Cross-cluster regression coverage lives in `Host.IntegrationTests`.
---
### Cluster-002
| Field | Value |
|---|---|
| Severity | Low |
| Category | Correctness & logic bugs |
| Location | `src/Core/ZB.MOM.WW.OtOpcUa.Cluster/ClusterRoleInfo.cs:110-133` |
| Status | Deferred |
**Description:** `HandleMemberEvent` only adds members on `MemberUp` and removes on
`MemberRemoved`. `MemberLeft`, `MemberExited`, `MemberWeaklyUp`, and `MemberDowned` (all
`IMemberEvent` implementors) are silently dropped by the `switch` fall-through default. A member
that is gracefully leaving stays in `_membersByRole` until the `Removed` transition (several
seconds). Currently `MembersWithRole` has no production callers so this causes no observable
misbehaviour, but if a future caller needs leaving-aware membership it will silently receive stale
data.
**Recommendation:** Add cases for `MemberLeft`, `MemberExited`, and `MemberDowned` that remove the
member from `_membersByRole` immediately.

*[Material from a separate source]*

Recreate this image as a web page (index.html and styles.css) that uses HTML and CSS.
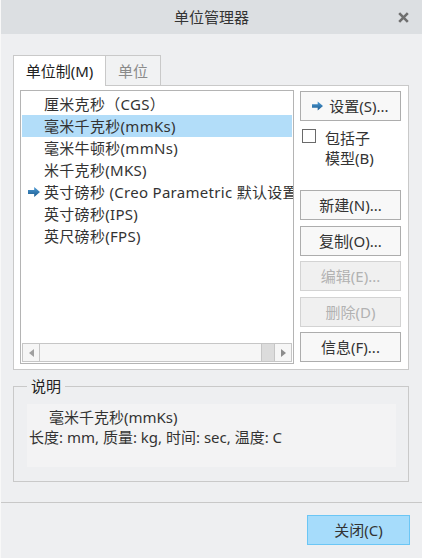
FILE: index.html
```html
<!DOCTYPE html>
<html lang="zh-CN">
<head>
<meta charset="utf-8">
<title>单位管理器</title>
<link rel="stylesheet" href="styles.css">
</head>
<body>
<div class="dialog">
  <div class="titlebar">
    <span class="spacer"></span>
    <span class="title">单位管理器</span>
    <svg class="close-x" width="11" height="11" viewBox="0 0 11 11"><path d="M1.2 1.2L9.8 9.8M9.8 1.2L1.2 9.8" stroke="#6f6f6f" stroke-width="2.6" stroke-linecap="butt"/></svg>
  </div>
  <div class="content">
    <div class="tabs">
      <div class="tab active">单位制(M)</div>
      <div class="tab">单位</div>
      <div class="tab-fill"></div>
    </div>
    <div class="panel">
      <div class="listbox">
        <ul class="items">
          <li class="item"><span class="ico"></span>厘米克秒（CGS）</li>
          <li class="item selected"><span class="ico"></span>毫米千克秒(mmKs)</li>
          <li class="item"><span class="ico"></span>毫米牛顿秒(mmNs)</li>
          <li class="item"><span class="ico"></span>米千克秒(MKS)</li>
          <li class="item"><svg class="ico" viewBox="0 0 12 10"><defs><linearGradient id="ag" x1="0" y1="0" x2="0" y2="1"><stop offset="0" stop-color="#4f9cd6"/><stop offset="1" stop-color="#1a5a8e"/></linearGradient></defs><path d="M0 3H6.2V0L12 5L6.2 10V7H0Z" fill="url(#ag)"/></svg>英寸磅秒 (Creo Parametric 默认设置)</li>
          <li class="item"><span class="ico"></span>英寸磅秒(IPS)</li>
          <li class="item"><span class="ico"></span>英尺磅秒(FPS)</li>
        </ul>
        <div class="hscroll">
          <div class="sbtn left"><svg width="5" height="8" viewBox="0 0 5 8"><path d="M5 0V8L0 4Z" fill="#a0a0a0"/></svg></div>
          <div class="thumb"></div>
          <div class="track"></div>
          <div class="sbtn right"><svg width="5" height="8" viewBox="0 0 5 8"><path d="M0 0V8L5 4Z" fill="#8c8c8c"/></svg></div>
        </div>
      </div>
      <div class="side">
        <button class="btn"><svg class="btn-ico" viewBox="0 0 12 10"><path d="M0 3H6.2V0L12 5L6.2 10V7H0Z" fill="url(#ag)"/></svg>设置(S)...</button>
        <div class="check">
          <span class="box"></span>
          <span class="check-label">包括子<br>模型(B)</span>
        </div>
        <button class="btn first">新建(N)...</button>
        <button class="btn">复制(O)...</button>
        <button class="btn disabled">编辑(E)...</button>
        <button class="btn disabled">删除(D)</button>
        <button class="btn">信息(F)...</button>
      </div>
    </div>
    <fieldset class="group">
      <legend>说明</legend>
      <div class="desc">
        <div class="desc-name">毫米千克秒(mmKs)</div>
        <div>长度: mm, 质量: kg, 时间: sec, 温度: C</div>
      </div>
    </fieldset>
  </div>
  <div class="footer">
    <button class="btn primary">关闭(C)</button>
  </div>
</div>
</body>
</html>
```

FILE: styles.css
```css
* { box-sizing: border-box; }
html, body { margin: 0; padding: 0; }
body {
  width: 422px;
  height: 558px;
  overflow: hidden;
  background: #eeeff1;
  font-family: "Noto Sans", "Noto Sans CJK SC", sans-serif;
  font-size: 15px;
  color: #333;
}
.dialog {
  height: 558px;
  border-left: 1px solid #f8f8f8;
  display: flex;
  flex-direction: column;
}
.titlebar {
  height: 34px;
  background: #dcdfe2;
  display: grid;
  grid-template-columns: 1fr auto 1fr;
  align-items: center;
  line-height: 20px;
}
.title { color: #333; }
.close-x { justify-self: end; margin-right: 13px; margin-top: 1px; }
.content { padding: 21px 13px 0 12px; }
.tabs { display: flex; height: 31px; }
.tab {
  height: 31px;
  line-height: 30px;
  text-align: center;
  border: 1px solid #c9c9c9;
  border-bottom: 1px solid #c9c9c9;
}
.tab.active {
  width: 93px;
  background: #fff;
  border-bottom: none;
  color: #222;
}
.tab:not(.active) {
  width: 55px;
  border-left: none;
  background: #f1f2f3;
  color: #8a8a8a;
}
.tab-fill { flex: 1; border-bottom: 1px solid #c9c9c9; }
.panel {
  height: 284px;
  background: #fff;
  border: 1px solid #c9c9c9;
  border-top: none;
  padding: 4px 7px 5px 6px;
  display: flex;
  gap: 6px;
}
.listbox {
  width: 274px;
  height: 274px;
  border: 1px solid #b4b4b4;
  display: flex;
  flex-direction: column;
  overflow: hidden;
}
.items {
  list-style: none;
  margin: 0;
  padding: 2px 1px 0;
  flex: 1;
  overflow: hidden;
}
.item {
  height: 22px;
  line-height: 22px;
  display: flex;
  align-items: center;
  white-space: nowrap;
  padding-left: 6px;
  color: #333;
  letter-spacing: 0.3px;
}
.item.selected { background: #b2ddf9; }
.ico { width: 12px; height: 10px; margin-right: 4px; flex: none; }
.hscroll {
  height: 19px;
  margin: 0 1px 1px;
  border: 1px solid #c6c6c6;
  display: flex;
  background: #f6f6f6;
}
.sbtn {
  width: 17px;
  display: flex;
  align-items: center;
  justify-content: center;
  background: #f6f6f6;
}
.sbtn.left { border-right: 1px solid #c6c6c6; }
.sbtn.right { border-left: 1px solid #c6c6c6; }
.thumb { flex: 1; background: #f6f6f6; border-right: 1px solid #c6c6c6; }
.track { width: 12px; background: #dcdcdc; }
.side {
  width: 101px;
  padding-top: 1px;
  display: flex;
  flex-direction: column;
}
.btn {
  width: 101px;
  height: 30px;
  flex: none;
  display: flex;
  align-items: center;
  justify-content: center;
  border: 1px solid #adadad;
  background: #f8f8f8;
  font: inherit;
  color: #333;
  padding: 0;
  margin: 0 0 5.5px;
  line-height: 20px;
}
.btn-ico { width: 11px; height: 10px; margin-right: 6px; }
.btn.disabled {
  color: #b2b2b2;
  border-color: #d3d3d3;
  background: #f0f0f0;
}
.btn.first { margin-top: 22px; }
.check {
  display: flex;
  align-items: flex-start;
  margin-top: 1.5px;
  height: 40px;
}
.box {
  width: 14px;
  height: 14px;
  border: 1px solid #6a6a6a;
  background: #fff;
  margin: 1px 0 0 2px;
  flex: none;
}
.check-label { line-height: 20px; margin-left: 9px; margin-top: 0; }
.group {
  margin: 6px 0 0;
  padding: 8px 12px 14px 13px;
  border: 1px solid #c9c9c9;
  min-width: 0;
}
.group legend {
  padding: 0 4px;
  margin: 0;
  line-height: 20px;
  color: #222;
}
.desc {
  height: 63px;
  background: #f3f3f4;
  padding: 3px 2px;
  line-height: 20px;
  color: #333;
}
.desc-name { padding-left: 20px; }
.footer {
  margin-top: 20px;
  border-top: 1px solid #c8c8c8;
  padding: 12px 12px 0;
  display: flex;
  justify-content: flex-end;
}
.btn.primary {
  width: 103px;
  background: #a6dcfb;
  border-color: #6bc6f5;
  margin: 0;
}
```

**Resolution:** Deferred — `MembersWithRole` has no production callers today; stale window is
bounded and self-corrects on `MemberRemoved`. Revisit when a caller is added.
---
### Cluster-003
| Field | Value |
|---|---|
| Severity | Low |
| Category | Performance & resource management |
| Location | `src/Core/ZB.MOM.WW.OtOpcUa.Cluster/HoconLoader.cs:12-16` |
| Status | Resolved |
**Description:** `LoadBaseConfig` has two nested `using` scopes — one for `stream` and one for
`reader`. `StreamReader.Dispose` closes its underlying stream; the outer `using var stream` then
disposes the same `UnmanagedMemoryStream` a second time. Double-disposal is safe for managed
streams, but the pattern is confusing and misrepresents ownership: `StreamReader` should
exclusively own the stream.
**Recommendation:** Remove the outer `using var stream`; inline the null-guard into the
`StreamReader` constructor call.
**Resolution:** Fixed 2026-06-19. Removed the redundant outer `using var stream`; the
`StreamReader` now exclusively owns the stream lifetime. Existing `HoconLoaderTests` remain green.
---
### Cluster-004
| Field | Value |
|---|---|
| Severity | Low |
| Category | Documentation & comments |
| Location | `src/Core/ZB.MOM.WW.OtOpcUa.Cluster/Resources/akka.conf:4,7` |
| Status | Resolved |
**Description:** The `akka.conf` header contains two stale references:
1. Line 4 references `AkkaHostedService.cs` which was deleted in commit `d6fac2d` when the
bootstrap migrated to `ServiceCollectionExtensions.WithOtOpcUaClusterBootstrap` + Akka.Hosting.
2. Line 7 attributes the tuning to `ScadaLink`, a different project unrelated to this codebase.
**Recommendation:** Update the header to reference `WithOtOpcUaClusterBootstrap` and remove the
`ScadaLink` attribution.
**Resolution:** Fixed 2026-06-19. Updated `akka.conf` header to reference
`ServiceCollectionExtensions.WithOtOpcUaClusterBootstrap`; removed stale `ScadaLink` attribution.
---
### Cluster-005
| Field | Value |
|---|---|
| Severity | Low |
| Category | Testing coverage |
| Location | `tests/Server/ZB.MOM.WW.OtOpcUa.ControlPlane.Tests/ServiceLevelCalculatorTests.cs` |
| Status | Resolved |
**Description:** `ServiceLevelCalculator` was moved from `ControlPlane` to
`Cluster.Redundancy` (per `docs/Redundancy.md`), but `ServiceLevelCalculatorTests` remained in
`ControlPlane.Tests`. The `Cluster.Tests` project has no direct coverage of the module's most
complex logic.
**Recommendation:** Move the tests to `Cluster.Tests`. As the `ControlPlane.Tests` file is outside
this review scope, add equivalent tests directly in `Cluster.Tests`.
**Resolution:** Fixed 2026-06-19. Added `ServiceLevelCalculatorTests` to `Cluster.Tests` covering
all tiers. The `ControlPlane.Tests` copy is left in place (out of scope).